THE TASK: Each entry below must be repeated exactly, with pictures left out.

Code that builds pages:
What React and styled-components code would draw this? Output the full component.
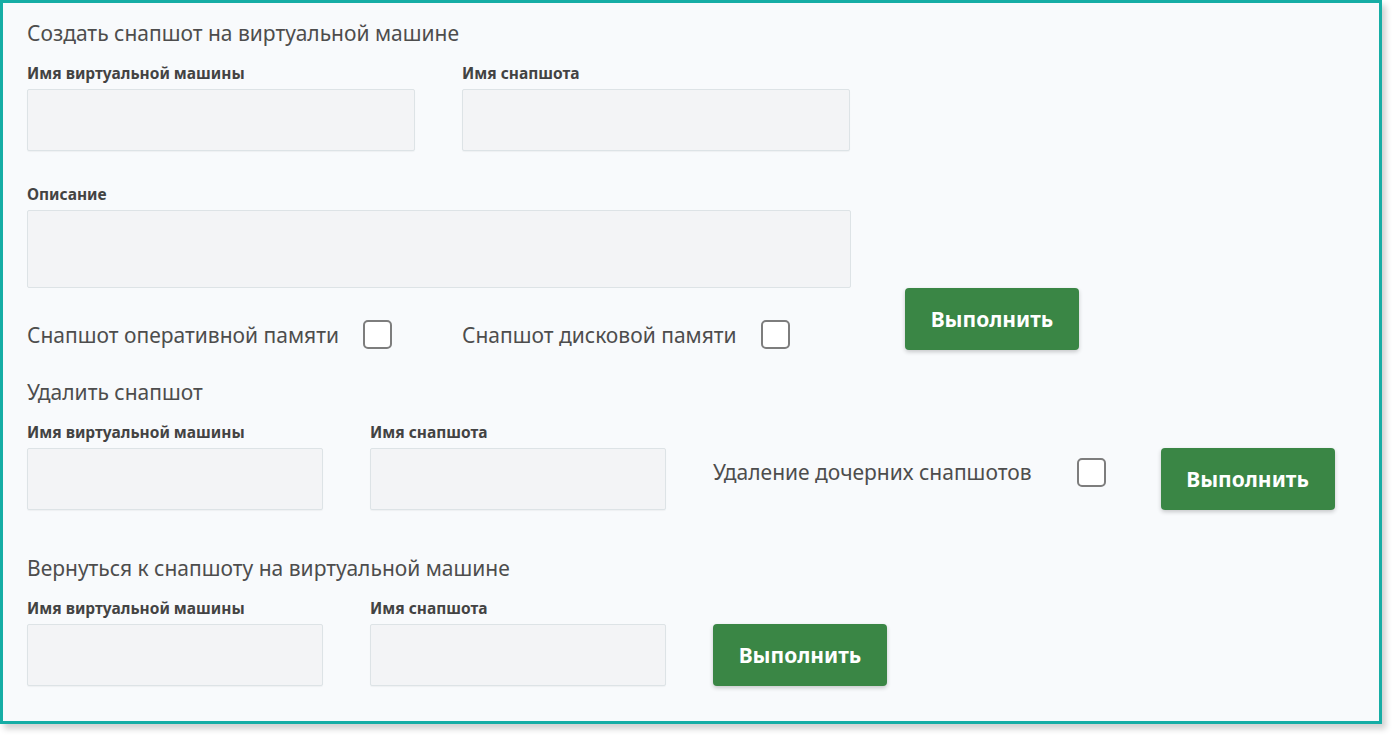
import React from "react";
import styled, { createGlobalStyle } from "styled-components";

const GlobalStyle = createGlobalStyle`
  html, body {
    margin: 0;
    padding: 0;
    background: #ffffff;
  }
  body {
    font-family: "Noto Sans", "Open Sans", sans-serif;
  }
  * {
    box-sizing: border-box;
  }
`;

const Page = styled.div`
  width: 1392px;
  height: 737px;
  padding: 0 10px 13px 0;
`;

const Card = styled.div`
  width: 1382px;
  height: 724px;
  border: 3px solid #16ada5;
  background: #f8fafc;
  box-shadow: 4px 5px 6px rgba(0, 0, 0, 0.18);
  padding: 17px 0 0 24px;
`;

const Section = styled.section`
  margin-top: ${(p) => p.$top || 0}px;
`;

const Title = styled.h3`
  margin: 0;
  font-size: 21px;
  font-weight: 400;
  line-height: 26px;
  color: #4d4d4d;
`;

const Row = styled.div`
  display: flex;
  align-items: ${(p) => p.$align || "flex-end"};
  gap: ${(p) => p.$gap || 47}px;
`;

const Fields = styled.div`
  display: grid;
  grid-template-columns: 388px 388px;
  column-gap: 47px;
`;

const Field = styled.label`
  display: flex;
  flex-direction: column;
  width: ${(p) => p.$w || 388}px;
  grid-column: ${(p) => (p.$wide ? "1 / span 2" : "auto")};
  margin-top: ${(p) => p.$top || 0}px;
`;

const Label = styled.span`
  font-size: 15.5px;
  font-weight: 700;
  line-height: 20px;
  color: #434343;
  margin-bottom: 6px;
`;

const Input = styled.input`
  width: 100%;
  height: ${(p) => p.$h || 62}px;
  background: #f3f4f6;
  border: 1px solid #dde3e6;
  border-radius: 2px;
  box-shadow: 0 1px 1px rgba(0, 0, 0, 0.04);
  outline: none;
  font: inherit;
  padding: 0 10px;
`;

const Textarea = styled.textarea`
  width: 100%;
  height: 78px;
  background: #f3f4f6;
  border: 1px solid #dde3e6;
  border-radius: 2px;
  outline: none;
  resize: none;
  font: inherit;
  padding: 8px 10px;
`;

const CheckRow = styled.div`
  display: flex;
  align-items: center;
  margin-top: 31px;
  height: 31px;
`;

const Check = styled.label`
  display: flex;
  align-items: center;
  gap: 24px;
  width: ${(p) => p.$w || "auto"};
  font-size: 21px;
  color: #4d4d4d;
`;

const Box = styled.input.attrs({ type: "checkbox" })`
  appearance: none;
  margin: 0;
  width: 29px;
  height: 29px;
  border: 2px solid #7d7d7d;
  border-radius: 5px;
  background: #fff;
  flex-shrink: 0;
`;

const Button = styled.button`
  width: 174px;
  height: 62px;
  margin-left: ${(p) => p.$ml || 0}px;
  border: none;
  border-radius: 4px;
  background: #3a8645;
  color: #fff;
  font-family: inherit;
  font-size: 21px;
  font-weight: 700;
  box-shadow: 0 2px 4px rgba(0, 0, 0, 0.2);
  cursor: pointer;
  flex-shrink: 0;
`;

const Side = styled.div`
  display: flex;
  align-items: center;
  gap: 45px;
  height: 62px;
  padding-bottom: 14px;
`;

export default function App() {
  return (
    <>
      <GlobalStyle />
      <Page>
        <Card>
          <Section>
            <Title>Создать снапшот на виртуальной машине</Title>
            <Row $gap={55}>
              <div>
                <Fields>
                  <Field $top={17}>
                    <Label>Имя виртуальной машины</Label>
                    <Input />
                  </Field>
                  <Field $top={17}>
                    <Label>Имя снапшота</Label>
                    <Input />
                  </Field>
                  <Field $wide $w={824} $top={33}>
                    <Label>Описание</Label>
                    <Textarea />
                  </Field>
                </Fields>
                <CheckRow>
                  <Check $w="435px">
                    Снапшот оперативной памяти <Box />
                  </Check>
                  <Check>
                    Снапшот дисковой памяти <Box />
                  </Check>
                </CheckRow>
              </div>
              <Button>Выполнить</Button>
            </Row>
          </Section>

          <Section $top={29}>
            <Title>Удалить снапшот</Title>
            <Row>
              <Field $w={296} $top={17}>
                <Label>Имя виртуальной машины</Label>
                <Input />
              </Field>
              <Field $w={296} $top={17}>
                <Label>Имя снапшота</Label>
                <Input />
              </Field>
              <Side>
                <Check>Удаление дочерних снапшотов</Check>
                <Box />
              </Side>
              <Button $ml={8}>Выполнить</Button>
            </Row>
          </Section>

          <Section $top={45}>
            <Title>Вернуться к снапшоту на виртуальной машине</Title>
            <Row>
              <Field $w={296} $top={17}>
                <Label>Имя виртуальной машины</Label>
                <Input />
              </Field>
              <Field $w={296} $top={17}>
                <Label>Имя снапшота</Label>
                <Input />
              </Field>
              <Button>Выполнить</Button>
            </Row>
          </Section>
        </Card>
      </Page>
    </>
  );
}
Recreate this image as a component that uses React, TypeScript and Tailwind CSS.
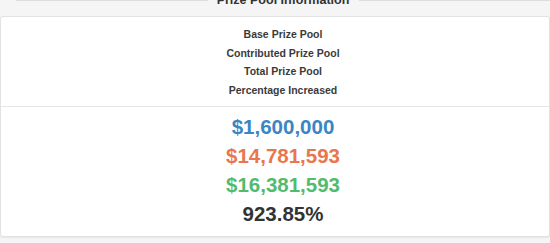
import React from "react";

const labels = ["Base Prize Pool", "Contributed Prize Pool", "Total Prize Pool", "Percentage Increased"];
const values: { v: string; c: string }[] = [
  { v: "$1,600,000", c: "text-[#3a86c4]" },
  { v: "$14,781,593", c: "text-[#e8764e]" },
  { v: "$16,381,593", c: "text-[#52bb6e]" },
  { v: "923.85%", c: "text-[#333333]" },
];

export default function App() {
  return (
    <div
      className="w-[550px] h-[243px] overflow-hidden bg-[#f5f5f5] flex flex-col"
      style={{ fontFamily: '"Liberation Sans", Arial, sans-serif' }}
    >
      <div className="h-[16px] shrink-0 flex pl-[16px]">
        <div className="flex-1 border-t border-[#dddddd]" />
        <div className="w-[151px] flex justify-center overflow-visible">
          <span className="block mt-[-7px] text-[12.5px] leading-[14px] font-bold text-[#333333] whitespace-nowrap">
            Prize Pool Information
          </span>
        </div>
        <div className="flex-1 border-t border-[#dddddd]" />
      </div>
      <div className="w-[550px] h-[221px] shrink-0 bg-white border border-[#e2e2e2] rounded-[3px] shadow-[0_1px_1px_rgba(0,0,0,0.06)] flex flex-col">
        <div className="pl-[16px] pt-[8px] pb-[7px] flex flex-col items-center border-b border-[#e6e6e6]">
          {labels.map((l) => (
            <div key={l} className="text-[10.5px] leading-[18.5px] font-bold text-[#3a3a3a] whitespace-nowrap">
              {l}
            </div>
          ))}
        </div>
        <div className="pl-[16px] pt-[5px] flex flex-col items-center">
          {values.map((x) => (
            <div key={x.v} className={`text-[20.5px] leading-[29px] font-bold whitespace-nowrap ${x.c}`}>
              {x.v}
            </div>
          ))}
        </div>
      </div>
    </div>
  );
}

THE SOLUTION:
What React and styled-components code would draw this? Output the full component.
import React from "react";
import styled, { createGlobalStyle } from "styled-components";

const GlobalStyle = createGlobalStyle`
  html, body {
    margin: 0;
    padding: 0;
    background: #ffffff;
  }
  body {
    font-family: "Noto Sans", "Open Sans", sans-serif;
  }
  * {
    box-sizing: border-box;
  }
`;

const Page = styled.div`
  width: 1392px;
  height: 737px;
  padding: 0 10px 13px 0;
`;

const Card = styled.div`
  width: 1382px;
  height: 724px;
  border: 3px solid #16ada5;
  background: #f8fafc;
  box-shadow: 4px 5px 6px rgba(0, 0, 0, 0.18);
  padding: 17px 0 0 24px;
`;

const Section = styled.section`
  margin-top: ${(p) => p.$top || 0}px;
`;

const Title = styled.h3`
  margin: 0;
  font-size: 21px;
  font-weight: 400;
  line-height: 26px;
  color: #4d4d4d;
`;

const Row = styled.div`
  display: flex;
  align-items: ${(p) => p.$align || "flex-end"};
  gap: ${(p) => p.$gap || 47}px;
`;

const Fields = styled.div`
  display: grid;
  grid-template-columns: 388px 388px;
  column-gap: 47px;
`;

const Field = styled.label`
  display: flex;
  flex-direction: column;
  width: ${(p) => p.$w || 388}px;
  grid-column: ${(p) => (p.$wide ? "1 / span 2" : "auto")};
  margin-top: ${(p) => p.$top || 0}px;
`;

const Label = styled.span`
  font-size: 15.5px;
  font-weight: 700;
  line-height: 20px;
  color: #434343;
  margin-bottom: 6px;
`;

const Input = styled.input`
  width: 100%;
  height: ${(p) => p.$h || 62}px;
  background: #f3f4f6;
  border: 1px solid #dde3e6;
  border-radius: 2px;
  box-shadow: 0 1px 1px rgba(0, 0, 0, 0.04);
  outline: none;
  font: inherit;
  padding: 0 10px;
`;

const Textarea = styled.textarea`
  width: 100%;
  height: 78px;
  background: #f3f4f6;
  border: 1px solid #dde3e6;
  border-radius: 2px;
  outline: none;
  resize: none;
  font: inherit;
  padding: 8px 10px;
`;

const CheckRow = styled.div`
  display: flex;
  align-items: center;
  margin-top: 31px;
  height: 31px;
`;

const Check = styled.label`
  display: flex;
  align-items: center;
  gap: 24px;
  width: ${(p) => p.$w || "auto"};
  font-size: 21px;
  color: #4d4d4d;
`;

const Box = styled.input.attrs({ type: "checkbox" })`
  appearance: none;
  margin: 0;
  width: 29px;
  height: 29px;
  border: 2px solid #7d7d7d;
  border-radius: 5px;
  background: #fff;
  flex-shrink: 0;
`;

const Button = styled.button`
  width: 174px;
  height: 62px;
  margin-left: ${(p) => p.$ml || 0}px;
  border: none;
  border-radius: 4px;
  background: #3a8645;
  color: #fff;
  font-family: inherit;
  font-size: 21px;
  font-weight: 700;
  box-shadow: 0 2px 4px rgba(0, 0, 0, 0.2);
  cursor: pointer;
  flex-shrink: 0;
`;

const Side = styled.div`
  display: flex;
  align-items: center;
  gap: 45px;
  height: 62px;
  padding-bottom: 14px;
`;

export default function App() {
  return (
    <>
      <GlobalStyle />
      <Page>
        <Card>
          <Section>
            <Title>Создать снапшот на виртуальной машине</Title>
            <Row $gap={55}>
              <div>
                <Fields>
                  <Field $top={17}>
                    <Label>Имя виртуальной машины</Label>
                    <Input />
                  </Field>
                  <Field $top={17}>
                    <Label>Имя снапшота</Label>
                    <Input />
                  </Field>
                  <Field $wide $w={824} $top={33}>
                    <Label>Описание</Label>
                    <Textarea />
                  </Field>
                </Fields>
                <CheckRow>
                  <Check $w="435px">
                    Снапшот оперативной памяти <Box />
                  </Check>
                  <Check>
                    Снапшот дисковой памяти <Box />
                  </Check>
                </CheckRow>
              </div>
              <Button>Выполнить</Button>
            </Row>
          </Section>

          <Section $top={29}>
            <Title>Удалить снапшот</Title>
            <Row>
              <Field $w={296} $top={17}>
                <Label>Имя виртуальной машины</Label>
                <Input />
              </Field>
              <Field $w={296} $top={17}>
                <Label>Имя снапшота</Label>
                <Input />
              </Field>
              <Side>
                <Check>Удаление дочерних снапшотов</Check>
                <Box />
              </Side>
              <Button $ml={8}>Выполнить</Button>
            </Row>
          </Section>

          <Section $top={45}>
            <Title>Вернуться к снапшоту на виртуальной машине</Title>
            <Row>
              <Field $w={296} $top={17}>
                <Label>Имя виртуальной машины</Label>
                <Input />
              </Field>
              <Field $w={296} $top={17}>
                <Label>Имя снапшота</Label>
                <Input />
              </Field>
              <Button>Выполнить</Button>
            </Row>
          </Section>
        </Card>
      </Page>
    </>
  );
}
Recreate this image as a component that uses React, TypeScript and Tailwind CSS.
import React from "react";

const labels = ["Base Prize Pool", "Contributed Prize Pool", "Total Prize Pool", "Percentage Increased"];
const values: { v: string; c: string }[] = [
  { v: "$1,600,000", c: "text-[#3a86c4]" },
  { v: "$14,781,593", c: "text-[#e8764e]" },
  { v: "$16,381,593", c: "text-[#52bb6e]" },
  { v: "923.85%", c: "text-[#333333]" },
];

export default function App() {
  return (
    <div
      className="w-[550px] h-[243px] overflow-hidden bg-[#f5f5f5] flex flex-col"
      style={{ fontFamily: '"Liberation Sans", Arial, sans-serif' }}
    >
      <div className="h-[16px] shrink-0 flex pl-[16px]">
        <div className="flex-1 border-t border-[#dddddd]" />
        <div className="w-[151px] flex justify-center overflow-visible">
          <span className="block mt-[-7px] text-[12.5px] leading-[14px] font-bold text-[#333333] whitespace-nowrap">
            Prize Pool Information
          </span>
        </div>
        <div className="flex-1 border-t border-[#dddddd]" />
      </div>
      <div className="w-[550px] h-[221px] shrink-0 bg-white border border-[#e2e2e2] rounded-[3px] shadow-[0_1px_1px_rgba(0,0,0,0.06)] flex flex-col">
        <div className="pl-[16px] pt-[8px] pb-[7px] flex flex-col items-center border-b border-[#e6e6e6]">
          {labels.map((l) => (
            <div key={l} className="text-[10.5px] leading-[18.5px] font-bold text-[#3a3a3a] whitespace-nowrap">
              {l}
            </div>
          ))}
        </div>
        <div className="pl-[16px] pt-[5px] flex flex-col items-center">
          {values.map((x) => (
            <div key={x.v} className={`text-[20.5px] leading-[29px] font-bold whitespace-nowrap ${x.c}`}>
              {x.v}
            </div>
          ))}
        </div>
      </div>
    </div>
  );
}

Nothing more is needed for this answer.